The hilt was curved in the opposite direction to the curve in the blade to prevent the sword from slipping out of the wielder’s hand. The hilt was often the most decorated part of the sword and was made from a variety of materials. Ahmet Ayhan in his book on the arms collection at Topkapi Palace Museum notes, “They were leather-wrapped wood, horn, ivory, fish teeth or similar materials, made from gold, silver or iron, and decorated with jade or other precious gems. Since wooden grips tended to decay over time, they were usually replaced. Therefore, discordance is often visible between the blade and hilt of most old swords.”

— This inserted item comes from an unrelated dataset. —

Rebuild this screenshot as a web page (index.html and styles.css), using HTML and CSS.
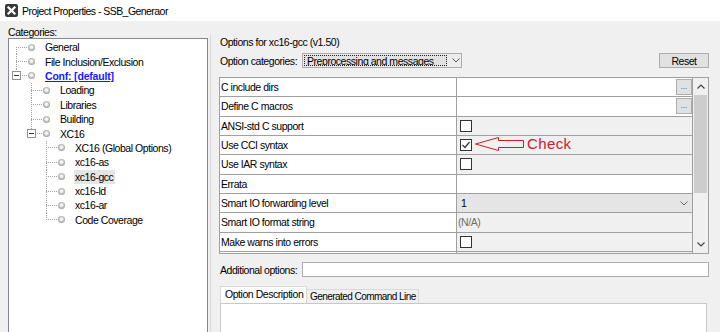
FILE: index.html
```html
<!DOCTYPE html>
<html lang="en">
<head>
    <meta charset="UTF-8">
    <title>Project Properties - SSB_Generaor</title>
    <link rel="stylesheet" href="styles.css">
</head>
<body>
    <div class="titlebar">
        <svg class="app-icon" viewBox="0 0 13 13">
            <rect x="0" y="0" width="13" height="13" rx="2" fill="#3a3a3a"/>
            <path d="M3.5 3.5 L9.5 9.5 M9.5 3.5 L3.5 9.5" stroke="#fff" stroke-width="2.2" stroke-linecap="square"/>
        </svg>
        <span class="title">Project Properties - SSB_Generaor</span>
    </div>

    <div class="main">
        <div class="left">
            <div class="cat-label">Categories:</div>
            <div class="tree">
                <div class="node l0"><span class="conn first"></span><span class="bullet"></span><span class="txt">General</span></div>
                <div class="node l0"><span class="conn"></span><span class="bullet"></span><span class="txt">File Inclusion/Exclusion</span></div>
                <div class="node l0"><span class="conn last"><span class="exp"></span></span><span class="bullet"></span><span class="txt conf">Conf: [default]</span></div>
                <div class="node l1"><span class="conn"></span><span class="bullet"></span><span class="txt">Loading</span></div>
                <div class="node l1"><span class="conn"></span><span class="bullet"></span><span class="txt">Libraries</span></div>
                <div class="node l1"><span class="conn"></span><span class="bullet"></span><span class="txt">Building</span></div>
                <div class="node l1"><span class="conn last"><span class="exp"></span></span><span class="bullet"></span><span class="txt">XC16</span></div>
                <div class="node l2"><span class="conn"></span><span class="bullet"></span><span class="txt">XC16 (Global Options)</span></div>
                <div class="node l2"><span class="conn"></span><span class="bullet"></span><span class="txt">xc16-as</span></div>
                <div class="node l2"><span class="conn"></span><span class="bullet"></span><span class="txt selected">xc16-gcc</span></div>
                <div class="node l2"><span class="conn"></span><span class="bullet"></span><span class="txt">xc16-ld</span></div>
                <div class="node l2"><span class="conn"></span><span class="bullet"></span><span class="txt">xc16-ar</span></div>
                <div class="node l2"><span class="conn last"></span><span class="bullet"></span><span class="txt">Code Coverage</span></div>
            </div>
        </div>

        <div class="splitter"></div>

        <div class="right">
            <div class="opt-title">Options for xc16-gcc (v1.50)</div>

            <div class="cat-row">
                <span class="field-label">Option categories:</span>
                <div class="combo">
                    <span class="combo-sel">Preprocessing and messages</span>
                    <svg class="chev" viewBox="0 0 8 5"><path d="M0.5 0.5 L4 4 L7.5 0.5" fill="none" stroke="#555" stroke-width="1"/></svg>
                </div>
                <button class="btn">Reset</button>
            </div>

            <div class="grid">
                <div class="rows">
                    <div class="row">
                        <div class="name">C include dirs</div>
                        <div class="val white"><span class="field"></span><span class="dots">...</span></div>
                    </div>
                    <div class="row">
                        <div class="name">Define C macros</div>
                        <div class="val white"><span class="field"></span><span class="dots">...</span></div>
                    </div>
                    <div class="row">
                        <div class="name">ANSI-std C support</div>
                        <div class="val"><span class="chk"></span></div>
                    </div>
                    <div class="row">
                        <div class="name">Use CCI syntax</div>
                        <div class="val callout-cell">
                            <span class="chk"><svg viewBox="0 0 10 10"><path d="M1.5 5 L4 7.5 L8.5 2" fill="none" stroke="#333" stroke-width="1.2"/></svg></span>
                            <div class="callout">
                                <svg class="arrow" viewBox="0 0 49 14"><polygon points="0.5,7 23.5,0.5 23.5,3.5 48.5,3.5 48.5,10.5 23.5,10.5 23.5,13.5" fill="none" stroke="#c8202a" stroke-width="1"/></svg>
                                <span class="callout-text">Check</span>
                            </div>
                        </div>
                    </div>
                    <div class="row">
                        <div class="name">Use IAR syntax</div>
                        <div class="val"><span class="chk"></span></div>
                    </div>
                    <div class="row">
                        <div class="name">Errata</div>
                        <div class="val white"></div>
                    </div>
                    <div class="row">
                        <div class="name">Smart IO forwarding level</div>
                        <div class="val select">
                            <span>1</span>
                            <svg class="chev" viewBox="0 0 8 5"><path d="M0.5 0.5 L4 4 L7.5 0.5" fill="none" stroke="#666" stroke-width="1"/></svg>
                        </div>
                    </div>
                    <div class="row">
                        <div class="name">Smart IO format string</div>
                        <div class="val na">(N/A)</div>
                    </div>
                    <div class="row">
                        <div class="name">Make warns into errors</div>
                        <div class="val"><span class="chk"></span></div>
                    </div>
                    <div class="row">
                        <div class="name"></div>
                        <div class="val"></div>
                    </div>
                </div>
                <div class="vscroll">
                    <div class="sb-btn"><svg viewBox="0 0 8 5"><path d="M0.5 4.5 L4 1 L7.5 4.5" fill="none" stroke="#444" stroke-width="1.2"/></svg></div>
                    <div class="sb-thumb"></div>
                    <div class="sb-track"></div>
                    <div class="sb-btn"><svg viewBox="0 0 8 5"><path d="M0.5 0.5 L4 4 L7.5 0.5" fill="none" stroke="#444" stroke-width="1.2"/></svg></div>
                </div>
            </div>

            <div class="addl">
                <span class="field-label">Additional options:</span>
                <div class="input"></div>
            </div>

            <div class="tabs">
                <div class="tab active">Option Description</div>
                <div class="tab">Generated Command Line</div>
            </div>
            <div class="tab-panel"></div>
        </div>
    </div>
</body>
</html>
```

FILE: styles.css
```css
* {
    margin: 0;
    padding: 0;
    box-sizing: border-box;
}

:root {
    --dot-h: repeating-linear-gradient(to right, #a0a0a0 0 1px, transparent 1px 2px);
    --dot-v: repeating-linear-gradient(to bottom, #a0a0a0 0 1px, transparent 1px 2px);
}

body {
    width: 720px;
    height: 332px;
    overflow: hidden;
    background: #f0f0f0;
    font-family: "Liberation Sans", Arial, sans-serif;
    font-size: 10.5px;
    letter-spacing: -0.45px;
    color: #000;
}

/* title bar */
.titlebar {
    height: 21px;
    background: #fff;
    display: flex;
    align-items: center;
    padding-left: 5px;
    gap: 4px;
}

.app-icon {
    width: 13px;
    height: 13px;
}

.title {
    font-size: 10.5px;
    letter-spacing: -0.55px;
}

.main {
    display: flex;
    height: 311px;
}

/* categories tree */
.left {
    width: 210px;
    padding: 5px 0 0 8px;
    display: flex;
    flex-direction: column;
}

.cat-label {
    height: 12px;
    line-height: 12px;
}

.tree {
    width: 200px;
    flex: 1;
    background: #fff;
    border: 1px solid #828790;
    border-bottom: none;
    padding-top: 1px;
}

.node {
    display: flex;
    align-items: center;
    height: 14.4px;
    white-space: nowrap;
    padding-left: 7px;
}

.node.l1 { padding-left: 22px; }
.node.l2 { padding-left: 37px; }

.conn {
    width: 12px;
    height: 100%;
    display: flex;
    align-items: center;
    background: var(--dot-h) left 50% / 100% 1px no-repeat,
                var(--dot-v) left top / 1px 100% no-repeat;
}

.conn.first {
    background: var(--dot-h) left 50% / 100% 1px no-repeat,
                var(--dot-v) left bottom / 1px 50% no-repeat;
}

.conn.last {
    background: var(--dot-h) left 50% / 100% 1px no-repeat,
                var(--dot-v) left top / 1px 50% no-repeat;
}

.exp {
    width: 9px;
    height: 9px;
    margin-left: -4px;
    border: 1px solid #919191;
    background: #fff;
    display: flex;
    align-items: center;
    justify-content: center;
}

.exp::before {
    content: '';
    width: 5px;
    height: 1px;
    background: #333;
}

.bullet {
    width: 7px;
    height: 7px;
    border-radius: 50%;
    background: radial-gradient(circle at 50% 45%, #f4f4f4 0 1.2px, #cfcfcf 2px, #a6a6a6 3.5px);
}

.txt {
    margin-left: 10px;
}

.conf {
    color: #1a1aff;
    font-weight: bold;
    text-decoration: underline;
    letter-spacing: -0.2px;
}

.txt.selected {
    background: #e5e5e5;
    padding: 1px 2px 1px 1px;
    margin-left: 9px;
}

.splitter {
    width: 1px;
    margin-top: 14px;
    background: #d9d9d9;
}

/* options panel */
.right {
    flex: 1;
    padding: 14px 11px 0 8px;
    display: flex;
    flex-direction: column;
}

.opt-title {
    height: 14px;
    line-height: 14px;
    padding-left: 1px;
}

.cat-row {
    display: flex;
    align-items: center;
    margin-top: 4px;
    height: 15px;
}

.field-label {
    width: 83px;
    padding-left: 1px;
    white-space: nowrap;
}

.combo {
    width: 160px;
    height: 15px;
    border: 1px solid #acacac;
    background: #ececec;
    display: flex;
    align-items: center;
    padding: 1px;
}

.combo-sel {
    width: 143px;
    height: 100%;
    border: 1px dotted #222;
    background: #e2e2e2;
    line-height: 10px;
    padding-left: 2px;
    white-space: nowrap;
    overflow: hidden;
}

.chev {
    width: 8px;
    height: 5px;
}

.combo .chev {
    margin-left: 5px;
}

.btn {
    margin-left: auto;
    width: 50px;
    height: 15px;
    border: 1px solid #adadad;
    background: #e1e1e1;
    font: inherit;
    letter-spacing: inherit;
    line-height: 12px;
}

/* property grid */
.grid {
    margin-top: 9px;
    height: 177px;
    border: 1px solid #a0a0a0;
    display: flex;
    background: #fff;
}

.rows {
    flex: 1;
    overflow: hidden;
}

.row {
    display: flex;
    height: 19.33px;
    border-bottom: 1px solid #a0a0a0;
}

.name {
    width: 237px;
    border-right: 1px solid #a0a0a0;
    padding-left: 1px;
    display: flex;
    align-items: center;
    background: #fff;
    white-space: nowrap;
}

.val {
    flex: 1;
    border-right: 1px solid #a0a0a0;
    display: flex;
    align-items: center;
    background: #f0f0f0;
    padding-left: 3px;
}

.val.white {
    background: #fff;
    padding-left: 0;
}

.field {
    flex: 1;
}

.dots {
    width: 16px;
    height: 16px;
    border: 1px solid #adadad;
    background: #e1e1e1;
    font-size: 8px;
    letter-spacing: 0;
    line-height: 14px;
    text-align: center;
    color: #444;
}

.val.select {
    background: #e5e5e5;
    justify-content: space-between;
    padding: 0 4px 0 4px;
}

.val.na {
    color: #6d6d6d;
    padding-left: 1px;
}

.chk {
    width: 12px;
    height: 12px;
    border: 1px solid #333;
    background: #fff;
    display: flex;
}

.chk svg {
    width: 10px;
    height: 10px;
}

.callout-cell {
    position: relative;
}

.callout {
    position: absolute;
    left: 18px;
    top: 1px;
    display: flex;
    align-items: center;
    gap: 3px;
}

.arrow {
    width: 49px;
    height: 14px;
}

.callout-text {
    font-size: 15px;
    letter-spacing: 0.4px;
    color: #c8202a;
    line-height: 14px;
}

.vscroll {
    width: 15px;
    display: flex;
    flex-direction: column;
    background: #f0f0f0;
}

.sb-btn {
    height: 17px;
    display: flex;
    align-items: center;
    justify-content: center;
}

.sb-btn svg {
    width: 8px;
    height: 5px;
}

.sb-thumb {
    height: 98px;
    margin: 0 1px;
    background: #cdcdcd;
}

.sb-track {
    flex: 1;
}

/* additional options + tabs */
.addl {
    display: flex;
    align-items: center;
    margin-top: 8px;
    height: 15px;
}

.addl .input {
    flex: 1;
    height: 15px;
    background: #fff;
    border: 1px solid #abadb3;
}

.tabs {
    display: flex;
    align-items: flex-end;
    margin-top: 9px;
    padding-left: 1px;
    height: 17px;
}

.tab {
    height: 14px;
    line-height: 13px;
    padding: 0 2px 0 3px;
    border: 1px solid #d9d9d9;
    border-bottom: none;
    border-left: none;
    white-space: nowrap;
    font-size: 10px;
    letter-spacing: -0.55px;
}

.tab.active {
    height: 17px;
    line-height: 15px;
    width: 87px;
    padding-left: 4px;
    background: #fff;
    border-left: 1px solid #d9d9d9;
    font-size: 10.5px;
    letter-spacing: -0.45px;
}

.tab-panel {
    flex: 1;
    margin: 0 2px 0 1px;
    background: #fff;
    border: 1px solid #c8c8c8;
    border-bottom: none;
}
```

The scabbard is the sheath in which the sword is kept. Early scabbards were made of wood and covered with leather or velvet. Later metal became more popular because it did a better job of protecting the sharpness of the blade and offered a larger surface that could be decorated. At the top where the sword entered the scabbard there would be a loop or two from which a tie could be strung to ensure it didn’t fall when the sword was removed. Generally speaking, the Turkish sword was meant to be worn horizontally in a sash around the waist rather than hanging down from the waist. The kılıç has only one sharp edge and was used primarily for cutting and slashing rather than thrusting. It was made from two to three kilograms of iron. After it had been forged, it had to be tempered by quenching it in a special preparation whose secret was often jealously guarded. Thus the steel blade would be hard enough to cut armor to pieces. One recipe called for ingredients such as wild onion juice and burnt lime among other things. The mixture would be distilled and one oka (0.75 liters) would be enough for one sword.

Decorations

Decorations on the sword were done by etching. These usually consisted of praises to God and the Prophet Mohammed. Depending on the owner of the sword, his pedigree might be praised as is the case of the sword that belonged to Fatih Sultan Mehmed. In addition an aphorism might be included such as, “Forgiveness corrupts the treacherous and rehabilitates the virtuous.” Most of the inscriptions would be written in Arabic and were confined to the blade itself.As was often the case with Ottoman decorations elsewhere, floral and geometric patterns were among the most popular. While some of these might be on the blade, they were more typically placed on the cross guard, hilt and scabbard. Delicate leaves and flowers entwine to make unending bands that were often studded with precious or semi-precious stones.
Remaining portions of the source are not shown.